Book winter audit through July or August. Phone 0472 657 042. We cover the full Gold Coast hinterland from Tallai through to Springbrook.

Common questions

How much water can I expect to use per person per day on acreage?+
Inside use averages 50-80 litres per person per day. Adding garden, livestock or pool can push total household use to 100-200 litres per person per day in summer.
Is bore water safe to drink without filtration?+
Sometimes yes, sometimes no. Depends on the aquifer. Have bore water tested before relying on it for drinking, $200-400 for a comprehensive test. Many hinterland bores produce hard water that benefits from filtration even if safe.
Can I claim water cartage on insurance?+
No, generally. Water cartage is considered ongoing supply cost rather than damage. Some policies have small allowances for emergency water supply during specific events (e.g. mains failure for town-connected properties).
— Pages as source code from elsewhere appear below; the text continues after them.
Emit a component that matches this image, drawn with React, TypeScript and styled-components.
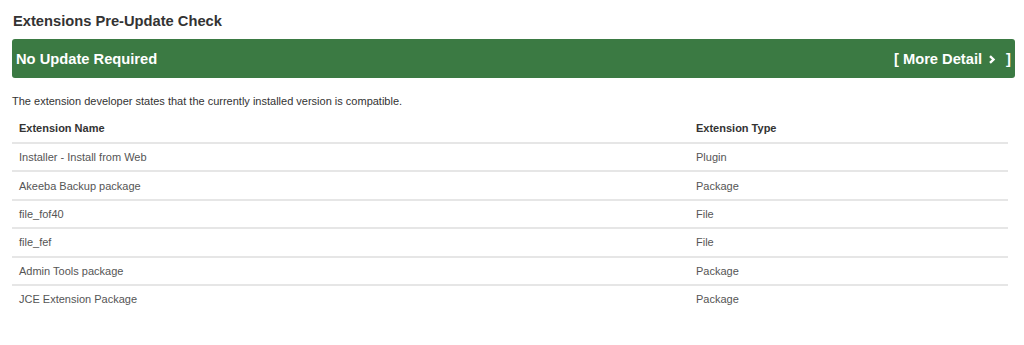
import React from "react";
import styled, { createGlobalStyle } from "styled-components";

const GlobalStyle = createGlobalStyle`
  html, body { margin: 0; padding: 0; background: #ffffff; }
  body { font-family: "Liberation Sans", Arial, Helvetica, sans-serif; color: #333333; }
`;

const Page = styled.div`
  padding: 12px 9px 0 12px;
`;

const Title = styled.h2`
  margin: 0 0 0 1px;
  font-size: 14.7px;
  line-height: 18px;
  font-weight: 700;
  color: #333333;
`;

const StatusBar = styled.div`
  margin-top: 9px;
  height: 39px;
  background: #3b7a43;
  border-radius: 3px;
  display: flex;
  align-items: center;
  justify-content: space-between;
  padding: 0 4px 0 4px;
  color: #ffffff;
  font-weight: 700;
  font-size: 14.7px;
`;

const StatusText = styled.span``;

const DetailLink = styled.span`
  display: flex;
  align-items: center;
  gap: 4px;
`;

const Chevron = styled.svg`
  width: 8px;
  height: 9px;
  margin: 1px 6px 0 2px;
`;

const Description = styled.p`
  margin: 16px 0 0 0;
  font-size: 11px;
  line-height: 14px;
  color: #333333;
`;

const Table = styled.table`
  margin-top: 10px;
  width: 996px;
  border-collapse: collapse;
  font-size: 11px;
`;

const HeadCell = styled.th<{ $w?: string }>`
  text-align: left;
  font-weight: 700;
  color: #333333;
  padding: 4px 7px 7px;
  line-height: 13px;
  vertical-align: middle;
  width: ${(p) => p.$w ?? "auto"};
  border-bottom: 2px solid #e6e6e6;
`;

const Row = styled.tr`
  border-bottom: 2px solid #e6e6e6;
  &:last-child { border-bottom: none; }
`;

const Cell = styled.td`
  padding: 0 7px;
  height: 26.4px;
  color: #555555;
  vertical-align: middle;
`;

const rows: [string, string][] = [
  ["Installer - Install from Web", "Plugin"],
  ["Akeeba Backup package", "Package"],
  ["file_fof40", "File"],
  ["file_fef", "File"],
  ["Admin Tools package", "Package"],
  ["JCE Extension Package", "Package"],
];

export default function App() {
  return (
    <Page>
      <GlobalStyle />
      <Title>Extensions Pre-Update Check</Title>
      <StatusBar>
        <StatusText>No Update Required</StatusText>
        <DetailLink>
          [ More Detail
          <Chevron viewBox="0 0 8 9">
            <path d="M2 1.2 L5.5 4.5 L2 7.8" fill="none" stroke="#fff" strokeWidth="2.4" />
          </Chevron>
          ]
        </DetailLink>
      </StatusBar>
      <Description>
        The extension developer states that the currently installed version is compatible.
      </Description>
      <Table>
        <thead>
          <tr>
            <HeadCell $w="663px">Extension Name</HeadCell>
            <HeadCell>Extension Type</HeadCell>
          </tr>
        </thead>
        <tbody>
          {rows.map(([name, type]) => (
            <Row key={name}>
              <Cell>{name}</Cell>
              <Cell>{type}</Cell>
            </Row>
          ))}
        </tbody>
      </Table>
    </Page>
  );
}
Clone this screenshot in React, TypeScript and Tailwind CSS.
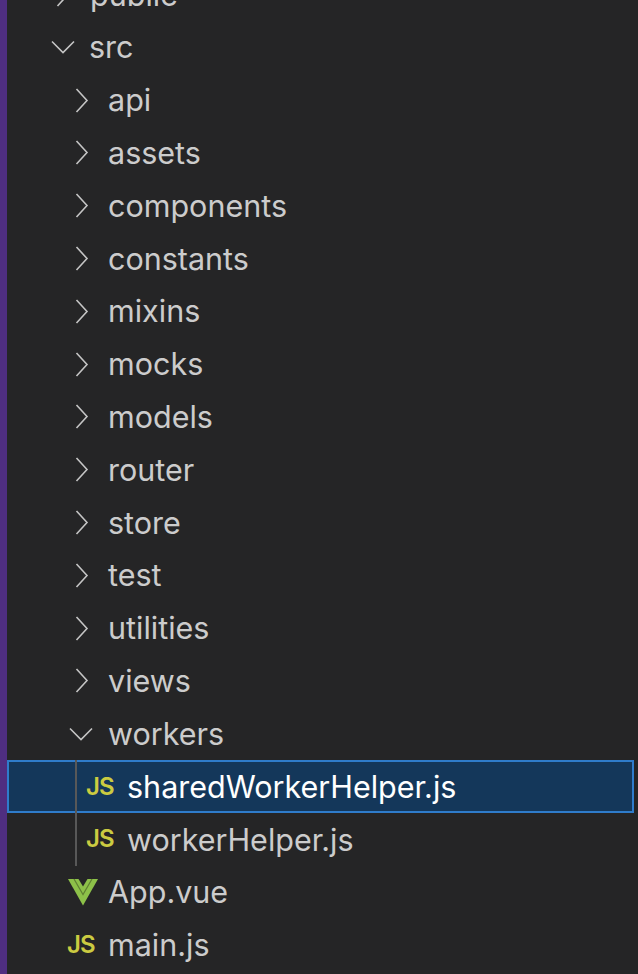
import React from "react";

const folders = ["api", "assets", "components", "constants", "mixins", "mocks", "models", "router", "store", "test", "utilities", "views"];

const ChevronRight = () => (
  <svg width="14" height="25" viewBox="0 0 14 25" fill="none" stroke="#c5c5c5" strokeWidth="1.6" className="shrink-0">
    <path d="M1.5 1 L12 12.5 L1.5 24" />
  </svg>
);

const ChevronDown = () => (
  <svg width="24" height="14" viewBox="0 0 24 14" fill="none" stroke="#c5c5c5" strokeWidth="1.6" className="shrink-0">
    <path d="M1 1.5 L12 12.5 L23 1.5" />
  </svg>
);

const JsIcon = () => (
  <span className="w-[26px] shrink-0 text-[24px] font-semibold leading-none tracking-[-0.8px] text-[#cbcb41] font-['Inter',sans-serif]">JS</span>
);

const VueIcon = () => (
  <svg width="30" height="27" viewBox="0 0 30 27" className="shrink-0">
    <path d="M0 0 H30 L15 26.5 Z" fill="#8dc149" />
    <path d="M6 0 L15 15.5 L24 0" fill="none" stroke="#5f8032" strokeWidth="1.2" />
    <path d="M10.5 0 H19.5 L15 7.5 Z" fill="#252526" />
  </svg>
);

const Label = ({ children, active }: { children: React.ReactNode; active?: boolean }) => (
  <span className={active ? "text-white" : "text-[#cccccc]"}>{children}</span>
);

const Row = ({ children, className = "" }: { children: React.ReactNode; className?: string }) => (
  <div className={`flex h-[52.82px] items-center ${className}`}>{children}</div>
);

export default function App() {
  return (
    <div className="flex h-[974px] w-[638px] overflow-hidden bg-[#252526] text-[30.5px] font-['Inter',sans-serif]">
      <div className="w-[7px] shrink-0 bg-[#4f2e80]" />
      <div className="-mt-[32px] flex-1">
        <Row className="pl-[49px]">
          <ChevronRight />
          <span className="ml-[20px]"><Label>public</Label></span>
        </Row>
        <Row className="pl-[44px]">
          <ChevronDown />
          <span className="ml-[14px]"><Label>src</Label></span>
        </Row>
        {folders.map((name) => (
          <Row key={name} className="pl-[68px]">
            <ChevronRight />
            <span className="ml-[19px]"><Label>{name}</Label></span>
          </Row>
        ))}
        <Row className="pl-[62px]">
          <ChevronDown />
          <span className="ml-[15px]"><Label>workers</Label></span>
        </Row>
        <div className="relative">
          <div className="absolute left-[68px] top-0 h-[106px] w-[2px] bg-[#585858]" />
          <Row className="mr-[4px] border-2 border-[#2f7ccb] bg-[#14375a] pl-[77px]">
            <JsIcon />
            <span className="ml-[15px]"><Label active>sharedWorkerHelper.js</Label></span>
          </Row>
          <Row className="pl-[79px]">
            <JsIcon />
            <span className="ml-[15px]"><Label>workerHelper.js</Label></span>
          </Row>
        </div>
        <Row className="pl-[61px]">
          <VueIcon />
          <span className="ml-[10px]"><Label>App.vue</Label></span>
        </Row>
        <Row className="pl-[60px]">
          <JsIcon />
          <span className="ml-[15px]"><Label>main.js</Label></span>
        </Row>
      </div>
    </div>
  );
}
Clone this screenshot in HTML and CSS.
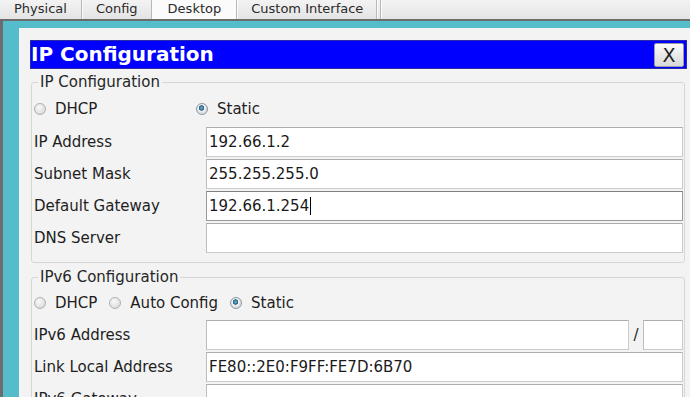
FILE: index.html
```html
<!DOCTYPE html>
<html>
<head>
<meta charset="utf-8">
<link rel="stylesheet" href="styles.css">
</head>
<body>
<div class="tabs">
  <div class="tab">Physical</div>
  <div class="tab">Config</div>
  <div class="tab active">Desktop</div>
  <div class="tab">Custom Interface</div>
  <div class="tab stub"></div>
</div>
<div class="frame">
  <div class="panel">
    <div class="titlebar">
      <span class="title">IP Configuration</span>
      <span class="close">X</span>
    </div>
    <fieldset class="group">
      <legend>IP Configuration</legend>
      <div class="radios">
        <span class="opt w1"><span class="radio"></span>DHCP</span>
        <span class="opt"><span class="radio on"></span>Static</span>
      </div>
      <div class="rows">
        <div class="label">IP Address</div><div class="field">192.66.1.2</div>
        <div class="label">Subnet Mask</div><div class="field">255.255.255.0</div>
        <div class="label">Default Gateway</div><div class="field focus">192.66.1.254<span class="caret"></span></div>
        <div class="label">DNS Server</div><div class="field"></div>
      </div>
    </fieldset>
    <fieldset class="group g2">
      <legend>IPv6 Configuration</legend>
      <div class="radios r6">
        <span class="opt"><span class="radio"></span>DHCP</span>
        <span class="opt"><span class="radio"></span>Auto Config</span>
        <span class="opt"><span class="radio on"></span>Static</span>
      </div>
      <div class="rows">
        <div class="label">IPv6 Address</div>
        <div class="split"><div class="field grow"></div><span class="slash">/</span><div class="field prefix"></div></div>
        <div class="label">Link Local Address</div><div class="field">FE80::2E0:F9FF:FE7D:6B70</div>
        <div class="label">IPv6 Gateway</div><div class="field"></div>
      </div>
    </fieldset>
  </div>
</div>
</body>
</html>
```
FILE: styles.css
```css
html, body {
  margin: 0;
  width: 690px;
  height: 397px;
  overflow: hidden;
}
body {
  background: #f0f0f0;
  font-family: "DejaVu Sans", Verdana, sans-serif;
  color: #1e1e1e;
}
.tabs {
  display: flex;
  height: 19px;
  background: linear-gradient(#f3f3f3, #e4e4e4);
}
.tab {
  padding: 0 13px;
  line-height: 18px;
  font-size: 13px;
  color: #2a2a2a;
  border-right: 1px solid #b8b8b8;
  box-shadow: 1px 0 0 #fbfbfb;
  margin-right: 1px;
}
.tab:first-child {
  padding: 0 14px;
}
.tab.active {
  background: #fbfbfb;
  padding: 0 15px;
}
.tab.stub {
  padding: 0;
  width: 2px;
}
.frame {
  border-top: 2px solid #6c6c6c;
  border-left: 3px solid #6c6c6c;
  background: #55bccb;
  padding: 7px 0 0 16px;
}
.panel {
  background: #f3f3f3;
  padding: 12px 3px 0 11px;
  height: 360px;
}
.titlebar {
  height: 27px;
  background: #0000ff;
  border: 1px solid #2a2aa8;
  display: flex;
  align-items: center;
  justify-content: space-between;
  padding-right: 2px;
}
.title {
  color: #fff;
  font-weight: bold;
  font-size: 20px;
  line-height: 27px;
}
.close {
  width: 28px;
  height: 22px;
  border: 1px solid #9a9aa8;
  border-radius: 2px;
  background: linear-gradient(#fbfbfb, #d8d8d8);
  color: #222;
  font-size: 19px;
  line-height: 22px;
  text-align: center;
}
.group {
  margin: 4px 2px 0 1px;
  padding: 0 1px 9px 2px;
  border: 1px solid #d6d6d6;
  border-radius: 3px;
  min-width: 0;
}
.g2 {
  margin-top: 5px;
}
legend {
  font-size: 15px;
  line-height: 18px;
  padding: 0 2px;
  margin-left: 4px;
  color: #262626;
}
.radios {
  display: flex;
  align-items: center;
  height: 36px;
  font-size: 15px;
}
.r6 {
  height: 34px;
  gap: 12px;
}
.opt {
  display: flex;
  align-items: center;
  gap: 9px;
}
.w1 {
  width: 162px;
}
.radio {
  width: 10px;
  height: 10px;
  border-radius: 50%;
  border: 1px solid #b0b0b0;
  background: radial-gradient(circle at 40% 35%, #fafafa, #d2d2d2);
}
.radio.on {
  border-color: #8a98a4;
  background: radial-gradient(circle at 45% 40%, #7fb6d6 0, #1f5f88 2.4px, #f4f4f4 3px, #dedede 5px);
}
.rows {
  display: grid;
  grid-template-columns: 172px 1fr;
  grid-auto-rows: 30px;
  row-gap: 2px;
  align-items: center;
  font-size: 15px;
}
.label {
  color: #1e1e1e;
}
.field {
  height: 28px;
  background: #fff;
  border: 1px solid #cbcbcb;
  border-top-color: #adadad;
  border-left-color: #bdbdbd;
  display: flex;
  align-items: center;
  padding-left: 2px;
  color: #1a1a1a;
}
.field.focus {
  border-color: #9a9a9a;
  border-top-color: #7f7f7f;
}
.caret {
  display: inline-block;
  width: 0;
  height: 18px;
  border-left: 1px solid #000;
  margin-left: 1px;
}
.split {
  display: flex;
  align-items: center;
  height: 30px;
}
.split .field {
  box-sizing: border-box;
  height: 30px;
}
.grow {
  flex: 1;
}
.slash {
  width: 14px;
  text-align: center;
}
.prefix {
  width: 40px;
}
```
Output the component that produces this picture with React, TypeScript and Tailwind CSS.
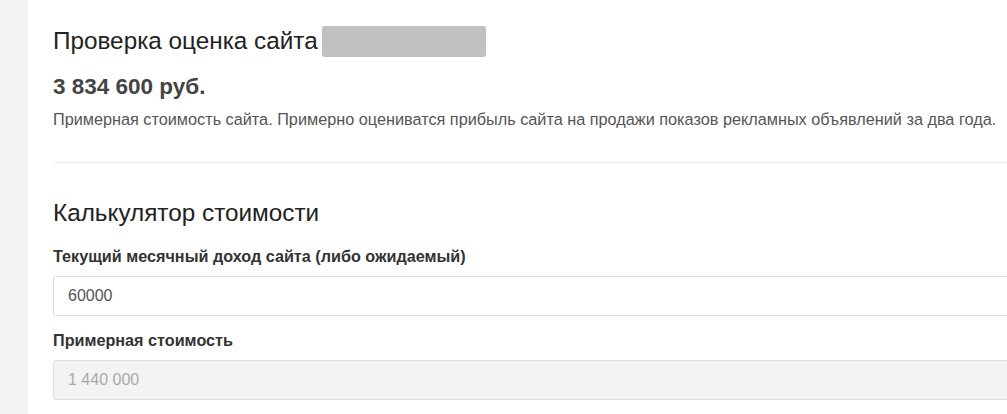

Acreage tank-supply households are usually on their own.
What is the cheapest way to extend my dry-season supply?+
Conservation first (free, immediate effect). Greywater system for garden water reuse next ($3,500-8,500, one-time). Tank capacity expansion if you have space ($2,500-7,500 for a second tank). Bore connection or town water are typically more expensive options but better long-term security.